You should also be particularly concerned about the electrical. Do you see any exposed wires? Not only are these ugly, but they can very easily become a severe tripping hazard.
More importantly, does it look like there are enough outlets in the home? If there are too few, this can place stress on the electrical system. This is one of the main causes of residential fires.
Conducting your own inspection of the home is important. You’re not a home inspector either, though. Your only advantage is that you care a lot more than some fly-by-night bandito does. That’s why it’s equally important that you inspect the home inspection service itself.
Inspect the Inspector
Rob Parker, a professional home inspector who is certified with the Ontario and National Associations, wrote in April 2013:
Unlike British Columbia and Alberta, where home inspectors are required to be licensed, in Ontario, home inspectors aren’t licensed or even required to belong to any professional association.
This means anyone can call themselves a home inspector. Though many do belong to a professional association, each body has its own requirements, which range from having to pass college-level courses plus practical experience to completing an online test.
Similarly, Mike Holmes, who now operates his own home inspection service, said in August 2015:
I’d look at a report and it wasn’t even worth the paper it was written on. And I was seeing this happen, over and over again. Couples would look at a house, get a home inspection, and then not even a year later — sometimes the same day they move in — the problems would start to show up.

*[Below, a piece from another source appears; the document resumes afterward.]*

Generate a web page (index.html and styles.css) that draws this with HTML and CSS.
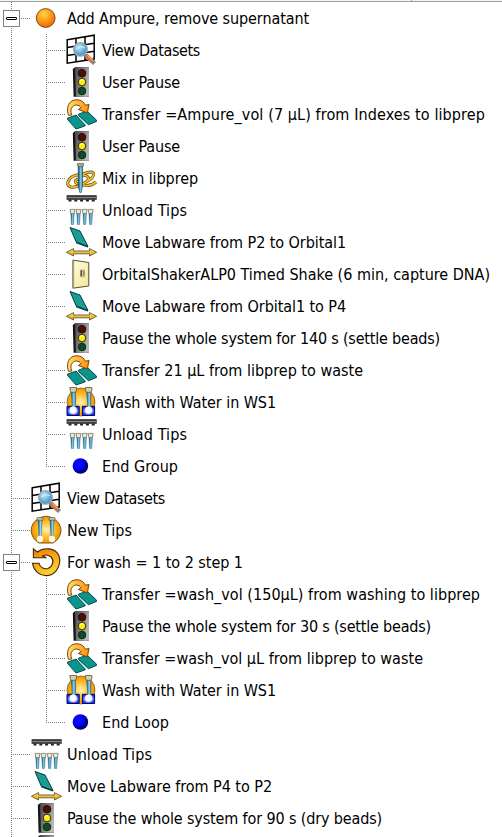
FILE: index.html
```
<!DOCTYPE html>
<html lang="en">
<head>
<meta charset="utf-8">
<title>Method steps</title>
<link rel="stylesheet" href="styles.css">
</head>
<body>
<svg class="defs" width="0" height="0" aria-hidden="true">
  <defs>
    <radialGradient id="orange" cx=".4" cy=".3" r=".75"><stop offset="0" stop-color="#ffd64a"/><stop offset=".5" stop-color="#ff9a16"/><stop offset="1" stop-color="#ee6200"/></radialGradient>
    <radialGradient id="gold"><stop offset="0" stop-color="#fff2b0"/><stop offset=".65" stop-color="#ffb51c"/><stop offset="1" stop-color="#e99500"/></radialGradient>
    <radialGradient id="blue" cx=".4" cy=".38"><stop offset="0" stop-color="#1010ff"/><stop offset=".75" stop-color="#0000f4"/><stop offset="1" stop-color="#000070"/></radialGradient>
    <radialGradient id="lens" cx=".4" cy=".35"><stop offset="0" stop-color="#c8eafa"/><stop offset="1" stop-color="#589fcc"/></radialGradient>
    <linearGradient id="metal" y2=".5"><stop offset="0" stop-color="#444"/><stop offset="1" stop-color="#b8b8b8"/></linearGradient>
    <linearGradient id="arrow"><stop offset="0" stop-color="#ffe36a"/><stop offset="1" stop-color="#ff9000"/></linearGradient>
    <linearGradient id="shaft" x2="0" y2="1"><stop offset="0" stop-color="#ffe477"/><stop offset="1" stop-color="#e39b00"/></linearGradient>
    <linearGradient id="paper" x2="1" y2="1"><stop offset="0" stop-color="#fffde0"/><stop offset="1" stop-color="#f3e591"/></linearGradient>
    <linearGradient id="tube"><stop offset="0" stop-color="#183a50"/><stop offset=".35" stop-color="#3ba0cc"/><stop offset=".6" stop-color="#9bd8ee"/><stop offset="1" stop-color="#205878"/></linearGradient>
    <radialGradient id="glow"><stop offset="0" stop-color="#fff"/><stop offset=".4" stop-color="#eef2ff"/><stop offset="1" stop-color="#1a2cff"/></radialGradient>
    <linearGradient id="loop" x2=".4" y2="1"><stop offset="0" stop-color="#f47a00"/><stop offset="1" stop-color="#ffd02c"/></linearGradient>
  </defs>
  <symbol id="group" viewBox="0 0 32 32"><circle cx="15.7" cy="16" r="9.4" fill="url(#orange)" stroke="#70401c" stroke-width=".9"/></symbol>
  <symbol id="end" viewBox="0 0 32 32"><circle cx="15.4" cy="16" r="7.8" fill="url(#blue)"/></symbol>
  <symbol id="data" viewBox="0 0 32 32">
    <path d="M2.2 5.8 29.2 1.2V25L2.2 29.2ZM11 4.3V27.8M20 2.8V26.4M2.2 13.6 29.2 9.2M2.2 21.4 29.2 17.2" fill="#fff" stroke="#000" stroke-width="1.5"/>
    <path d="m20.5 21 9 8.5" stroke="#888" stroke-width="4.4"/><path d="m21.5 21.5 6 5.8" stroke="#f46a24" stroke-width="3.4"/><path d="m22.5 21.5 5.2 5" stroke="#ffc09a" stroke-width="1"/>
    <circle cx="15.4" cy="15.4" r="6.9" fill="url(#lens)" stroke="#9aa9b2" stroke-width="1.1"/><path d="M11 15q5-4 9-1" fill="none" stroke="#d8f2ff"/>
  </symbol>
  <symbol id="light" viewBox="0 0 32 32">
    <path d="M7.8 3 10 1.2H24V30.8H8.6Z" fill="#161616"/><path d="M10 1.2H24V30.8H11Z" fill="url(#metal)"/>
    <circle cx="17" cy="7.2" r="3.8" fill="#520b0b" stroke="#1d1010"/><circle cx="17" cy="16" r="3.8" fill="#fff000" stroke="#2b2a10"/><circle cx="17" cy="25" r="3.8" fill="#085022" stroke="#122417"/><path d="M15 15q1-2 3-1" stroke="#fff" fill="none"/>
  </symbol>
  <symbol id="transfer" viewBox="0 0 32 32">
    <path d="M2.6 20 11 17.1 20.2 27 20 28 11 31 2.6 21.5ZM13.4 16.2 22 13 31.6 22.2V23.4L23.5 26.7 13.4 17.5Z" fill="#08938b" stroke="#073f40" stroke-width=".9"/>
    <path d="m4.5 20 8 8.5M8 19l8 8.5M16 16.5l8 8M20 15l8 8" stroke="#2bb0a5" stroke-width=".6" stroke-dasharray="1 1"/>
    <path d="M3.6 17.3C1.8 13 2 7 6 3.6 11 .2 18 1.6 20.6 7.4L24 6.2 22.4 15 13.3 11.4 16.3 9.8C14 6.4 9.6 6.2 7.3 9 5.4 11 5.6 13.6 6.8 17Z" fill="url(#arrow)" stroke="#784010" stroke-width="1"/>
  </symbol>
  <symbol id="mix" viewBox="0 0 32 32">
    <g fill="none"><path id="swirl" d="M18 12Q28 8 28.5 12 29 16 21 20 12 26 6 25 0 23 4.500 17 9 12 18 13 25 14 23 18 19 23 12 21.500 8 19 13 17M15 22Q24 26 31 20" stroke="#69490c" stroke-width="3"/><path d="M18 12Q28 8 28.5 12 29 16 21 20 12 26 6 25 0 23 4.500 17 9 12 18 13 25 14 23 18 19 23 12 21.500 8 19 13 17M15 22Q24 26 31 20" stroke="#f3be2c" stroke-width="1.7"/></g>
    <path d="M13.2 4h4.4v20l-1.4 6.500h-1.400L13.200 24z" fill="url(#tube)" stroke="#1d4c6a" stroke-width=".6"/><path d="M12.4 1.4h6.2v2.400h-1v1h-4v-1h-1.2z" fill="#a9a792" stroke="#62604d" stroke-width=".7"/>
  </symbol>
  <symbol id="unload" viewBox="0 0 32 32">
    <path d="M1.6 1.2H31.7V5.8H1.6Z" fill="#282828"/><path d="M2.3 2.800H31v1.5H2.3Z" fill="#858585"/><path d="M3.5 6.5H30" stroke="#222" stroke-width="1.8" stroke-dasharray="3 2.8"/>
    <g id="tips"><path d="M5.7 17.5h3.6L8.6 30.5H6.4Z" fill="url(#tube)" stroke="#2b6580" stroke-width=".4"/><path d="M5 15.4h5l-.8 4.2H5.8Z" fill="#eeecd0" stroke="#77776a" stroke-width=".8"/></g>
    <use href="#tips" x="6"/><use href="#tips" x="12.2"/><use href="#tips" x="18.2"/>
  </symbol>
  <symbol id="move" viewBox="0 0 32 32">
    <path d="M5 1.5 15 5 23 20.5 11.3 16.2Z" fill="#12998f" stroke="#0a3e40" stroke-width="1"/><path d="M11.3 16.6 23 21" stroke="#063536" stroke-width="1.3"/><path d="m8 4 6 12M11 5l7 13M14 6l6 12" stroke="#4abdb3" stroke-width=".6" stroke-dasharray="1 1"/>
    <path d="M1.3 26.3 8.5 22.6V25H24.5V22.6L31.7 26.3 24.5 30V27.8H8.5V30Z" fill="url(#shaft)" stroke="#6b5b35" stroke-width=".9"/>
  </symbol>
  <symbol id="shake" viewBox="0 0 32 32"><path d="M7.9 2.1 23.8 4.5V28L7.9 30.2Z" fill="url(#paper)" stroke="#56513c" stroke-width="1"/><path d="M8.7 3V29.5" stroke="#a89d68"/><path d="M15.7 12h3.7v6.7h-3.7z" fill="#e3daa0" stroke="#8a815c" stroke-width=".6"/><path d="M16.200 12.400V18.200" stroke="#222"/><path d="M17.600 13.700h1.200v3h-1.200" stroke="#444" stroke-width=".7" fill="none"/></symbol>
  <symbol id="wash" viewBox="0 0 32 32">
    <ellipse cx="16" cy="16" rx="14" ry="14" fill="url(#gold)" stroke="#976616" stroke-width=".8"/>
    <g id="washtube"><path d="M2 20.3H14.2V29.5H2Z" fill="url(#glow)" stroke="#000760" stroke-width="1"/><path d="M6 4h4.8v14l-1 5H7Z" fill="url(#tube)"/><circle cx="8.2" cy="24" r="3.4" fill="#fff"/><path d="M5 1.5h6.5V4l-1 2.3H6L5 4Z" fill="#d5d1ae" stroke="#555544" stroke-width=".8"/></g>
    <use href="#washtube" x="15.4"/>
  </symbol>
  <symbol id="newtips" viewBox="0 0 32 32">
    <path d="M8 5Q16-.5 24 5 31 9 31 17 30 25 23 29H9Q2 25 1.2 17 1 9 8 5Z" fill="url(#gold)" stroke="#7d5519" stroke-width="1"/>
    <g id="newtube"><path d="M7.8 5h4.6L11.5 22q-.4 3-1.4 3t-1.4-3Z" fill="url(#tube)"/><circle cx="10" cy="25" r="3.2" fill="#fff" opacity=".9"/><path d="M7 3.7h6v2.5H7Z" fill="#d5d1ae" stroke="#555544" stroke-width=".7"/></g><use href="#newtube" x="12"/>
  </symbol>
  <symbol id="repeat" viewBox="0 0 32 32"><path d="M3.400 2.800 7.200 6C14 .8 25 1.800 28.600 9 32 17 27.400 27.400 18.700 29.400 10.400 30.800 3.700 25.300 2.500 17.200H9C10 21.500 14 23.500 18 22.500 23 20.400 24.400 14.400 21 11 18.400 9 15 8.600 12.500 10L16.500 11.800 3.400 11.800Z" fill="url(#loop)" stroke="#3c2810" stroke-width="1.1"/></symbol>
</svg>
<header class="header"><span class="header-cell"></span><span class="header-cell"></span></header>
<main class="tree" id="tree"></main>
<script src="tree.js"></script>
</body>
</html>
```
FILE: styles.css
```
*, *::before { box-sizing: border-box; }
html, body { height: 100%; }
body { margin: 0; background: #fff; color: #000; overflow: hidden; font: 16px/34px "DejaVu Sans Condensed", "DejaVu Sans", sans-serif; font-stretch: condensed; }
.defs { display: block; height: 0; }
.header { display: flex; height: 2px; background: #f4f4f4; border-bottom: 1px solid #a0a0a0; }
.header-cell:first-child { width: 412px; border-right: 1px solid #a0a0a0; }
.tree { --dot: #808080; }
.row { display: flex; height: 32px; white-space: pre; }
.guide { flex: none; width: 30px; height: 32px; background: repeating-linear-gradient(var(--dot) 0 1px, transparent 1px 2px) 11px 0 / 1px 100% no-repeat; }
.guide.branch { background: repeating-linear-gradient(var(--dot) 0 1px, transparent 1px 2px) 11px 0 / 1px 100% no-repeat, repeating-linear-gradient(90deg, var(--dot) 0 1px, transparent 1px 2px) 13px 16px / 17px 1px no-repeat; }
.guide.inner { width: 35px; background: repeating-linear-gradient(var(--dot) 0 1px, transparent 1px 2px) 16px 0 / 1px 100% no-repeat, repeating-linear-gradient(90deg, var(--dot) 0 1px, transparent 1px 2px) 18px 16px / 17px 1px no-repeat; }
.guide.last { background-size: 1px 17px, 17px 1px; }
.toggle { display: block; margin: 8px 0 0 3px; width: 17px; height: 17px; border: 1px solid #808080; background: #fff; padding: 6px 2px; }
.toggle::before { content: ""; display: block; width: 11px; height: 3px; border: 1px solid #000; border-radius: 1px; }
.icon { flex: none; width: 32px; height: 32px; }
.label { height: 32px; margin-left: 5px; }
```
FILE: tree.js
```
// Each step: depth, icon, label, label width, optional state
const steps = [
  [0, "group", "Add Ampure, remove supernatant", 242, "open"],
  [1, "data", "View Datasets", 98],
  [1, "light", "User Pause", 78],
  [1, "transfer", "Transfer =Ampure_vol (7 µL) from Indexes to libprep", 383],
  [1, "light", "User Pause", 78],
  [1, "mix", "Mix in libprep", 96],
  [1, "unload", "Unload Tips", 85],
  [1, "move", "Move Labware from P2 to Orbital1", 244],
  [1, "shake", "OrbitalShakerALP0 Timed Shake (6 min, capture DNA)", 388],
  [1, "move", "Move Labware from Orbital1 to P4", 244],
  [1, "light", "Pause the whole system for 140 s (settle beads)", 338],
  [1, "transfer", "Transfer 21 µL from libprep to waste", 261],
  [1, "wash", "Wash with Water in WS1", 174],
  [1, "unload", "Unload Tips", 85],
  [1, "end", "End Group", 76, "last"],
  [0, "data", "View Datasets", 98],
  [0, "newtips", "New Tips", 65],
  [0, "repeat", "For wash = 1 to 2 step 1", 176, "open"],
  [1, "transfer", "Transfer =wash_vol (150µL) from washing to libprep", 378],
  [1, "light", "Pause the whole system for 30 s (settle beads)", 329],
  [1, "transfer", "Transfer =wash_vol µL from libprep to waste", 321],
  [1, "wash", "Wash with Water in WS1", 174],
  [1, "end", "End Loop", 67, "last"],
  [0, "unload", "Unload Tips", 85],
  [0, "move", "Move Labware from P4 to P2", 205],
  [0, "light", "Pause the whole system for 90 s (dry beads)", 315],
  [0, "light", "", 0]
];
const tree = document.getElementById("tree");
for (const [depth, icon, text, width, state] of steps) {
  const row = document.createElement("div");
  row.className = "row";
  const toggle = state === "open" ? '<span class="toggle"></span>' : "";
  const inner = depth ? `<span class="guide inner ${state === "last" ? "last" : ""}"></span>` : "";
  row.innerHTML = `<span class="guide ${depth ? "" : "branch"}">${toggle}</span>${inner}<svg class="icon"><use href="#${icon}"/></svg><span class="label"></span>`;
  const label = row.querySelector(".label");
  label.textContent = text;
  tree.append(row);
  if (text) {
    label.style.letterSpacing = (width - label.getBoundingClientRect().width) / text.length + "px";
  }
}
```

A leak here, mould there, dangerous electrical.
These are not cheap fixes. Before you know it, the homeowners would practically go bankrupt just trying to make their home safe. That’s unacceptable.
Erica Johnson, host of Marketplace, has written:
In most provinces, anyone can hang out a “home inspector” shingle, and if they give you bad advice, your only recourse is a lengthy and costly court case.
So how does the homeowner protect themselves from these home inspection scams?
The best safeguard available to you is vigilance – ask questions. But which questions? Here is a starting list:
1. Are you certified? How and by who?
2. Are you insured?
3. How long have you been inspecting homes?
4. What were you doing before you started inspecting homes?
One method of evaluating your home inspection service is to ask for a sample report. Any legitimate inspector or inspection service should be able to e-mail you one.
If the sample report is 3-4 long, look for another inspector. A comprehensive report is generally 20-50 pages long, with colour photos and annotations.
Here’s another method to see if your inspector is a dud: ask about the length of the inspection. A comprehensive home inspection will usually take at least three hours and often longer.
Elizabeth Weintraub, a seasoned real estate expert and a broker at Lyon Real Estate, recalled an amusing example of the ‘quickie’ inspection:
An inspector in Sacramento, with a reputation of performing inspections in 90 minutes or less, once popped his head into the attic and declared the insulation was installed upside down when it was, in fact, installed correctly.
Lastly, you should attend. If your schedule does not allow you to be present for the entire inspection, you should at least be there for the last thirty minutes.
Take this chance to request a “walk-through” in which the inspector will provide an overview of the issues s/he discovered. Even if your inspector passes all of the previous litmus tests, the best way of gauging their credibility is to watch them in action.
Getting a home inspection is actually a very good idea. Don’t let this guide turn you off!
Staying alert and asking the right questions will often protect you from both the criminals and the clowns.